Day 4: Empowered Will and Self-Possession

St. Paul counters the slavish sexual immorality tempting Christians by urging them ‘to possess their bodies in holiness and reverence’ (1 Thess. 4:3-5). That means: ‘Forego sensational gymnastics and live like you care more for everyone’s dignity.’


A wiseman, the Apostle wouldn’t ask such self-possession if we weren’t capable of it!


St. John Paul II echoed his own version of self-possession when as young philosopher Karol Wojtyla he wrote ‘Person and Act.’ In it he casts a vision of human dignity and wholeness marked by self-possession. To give ourselves responsibly to others, we must first possess our own selves—first, to know who we are, then offer only what is wise, loving, and apt for another. That requires an even, empowered will, capable of tempering a range of responses toward others. We are weak, yes, but a heart established in a sound will can know its weaknesses and refuse their mastery.

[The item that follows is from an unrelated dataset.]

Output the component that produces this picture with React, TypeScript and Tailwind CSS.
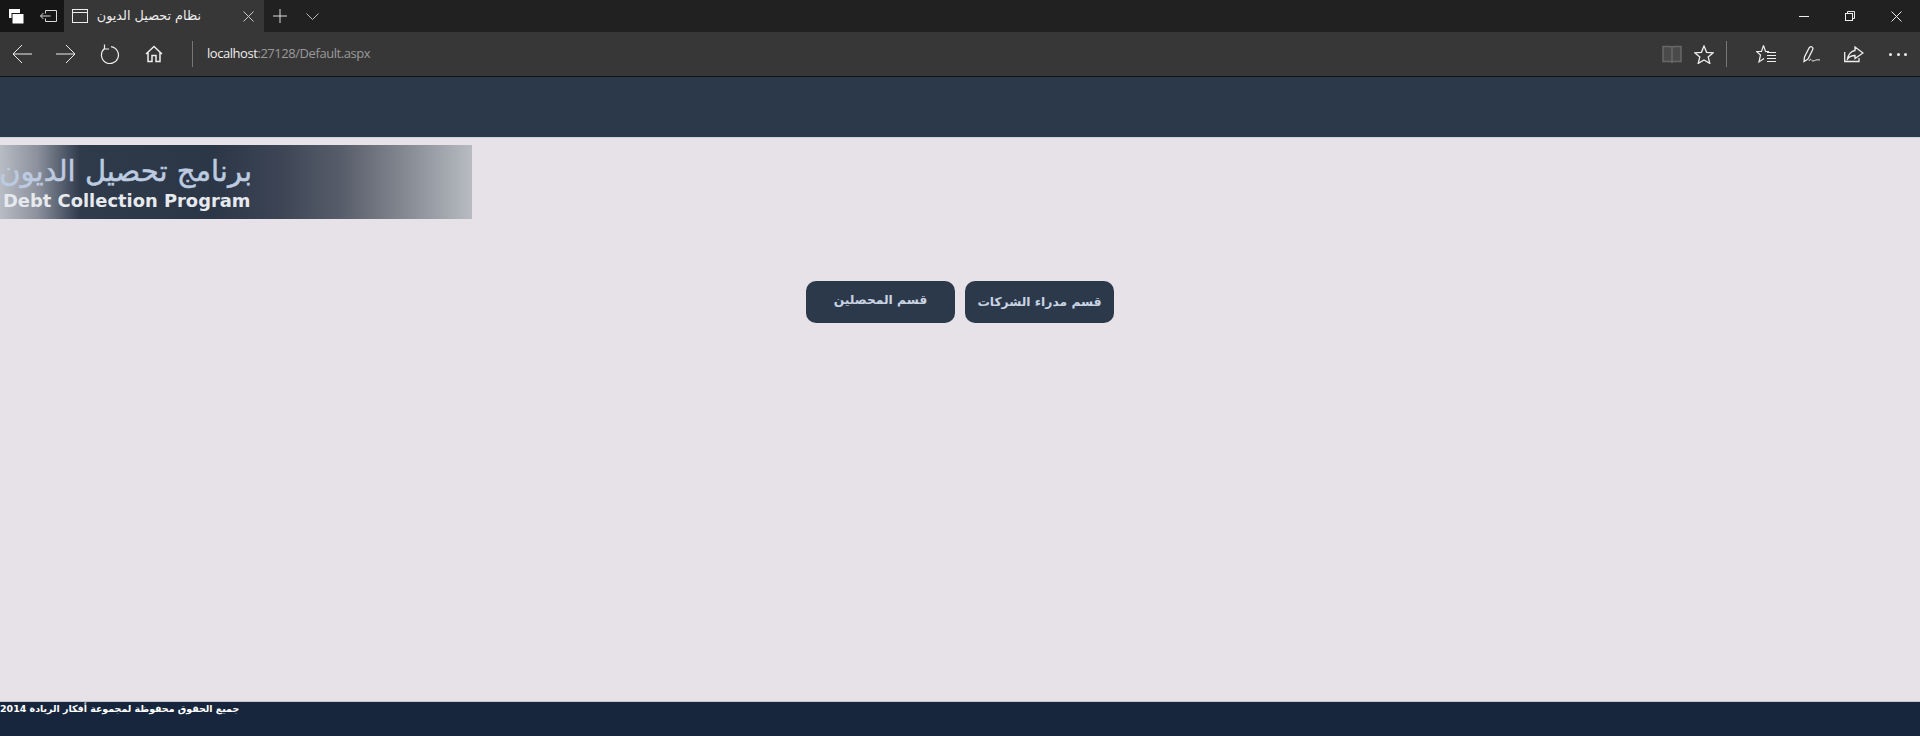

Whew. Self-possession, guided by an empowered will, insists that we take proper responsibility for our intentions and actions. That involves freedom to know truth of human dignity and freedom to act on it.


Wojtyla writes in ‘Person and Act’: ‘Every human act has its consequences. The one is implicated and obliged by his act. He must answer for it and is responsible for it…if we diminish responsibility, we diminish personality.’ Wow. We reduce others by justifying bad behavior.’


Reading this was heaven for my daughter, a high-school teacher, who is supervised to provide ‘safe spaces’, mental health justifications, and soft assignments challenged by helicopter parents for kids whose personal responsibility is undermined by their education.


Let’s all grow up by taking responsibility for our intentions and our actions. With Jesus' help. May His Divine will empower ours and free us to forego shortcuts to loving people well. Strengthened in self-possession, may we learn to give only what confirms and builds others up in love. ‘Jesus, rouse the gift we are. Help us to attend to the treasure you summon from the trash. Free us from our constant faultfinding and free us for vestiges of paradise in our memories and in our lives today. We refuse the liar who tries to rewrite Eden out of our histories. Unite us to the home of our original dignity.’


‘Jesus, have mercy on us as Your Church. We have abused weaker members, including children, and protected ourselves. We have violated the most vulnerable. In Your mercy, free us to superabound with justice. Grant us Kingdom discernment and courage to reform ourselves. May our repentance grant us Kingdom authority to strengthen the weak, discipline violators, and restore the violated.’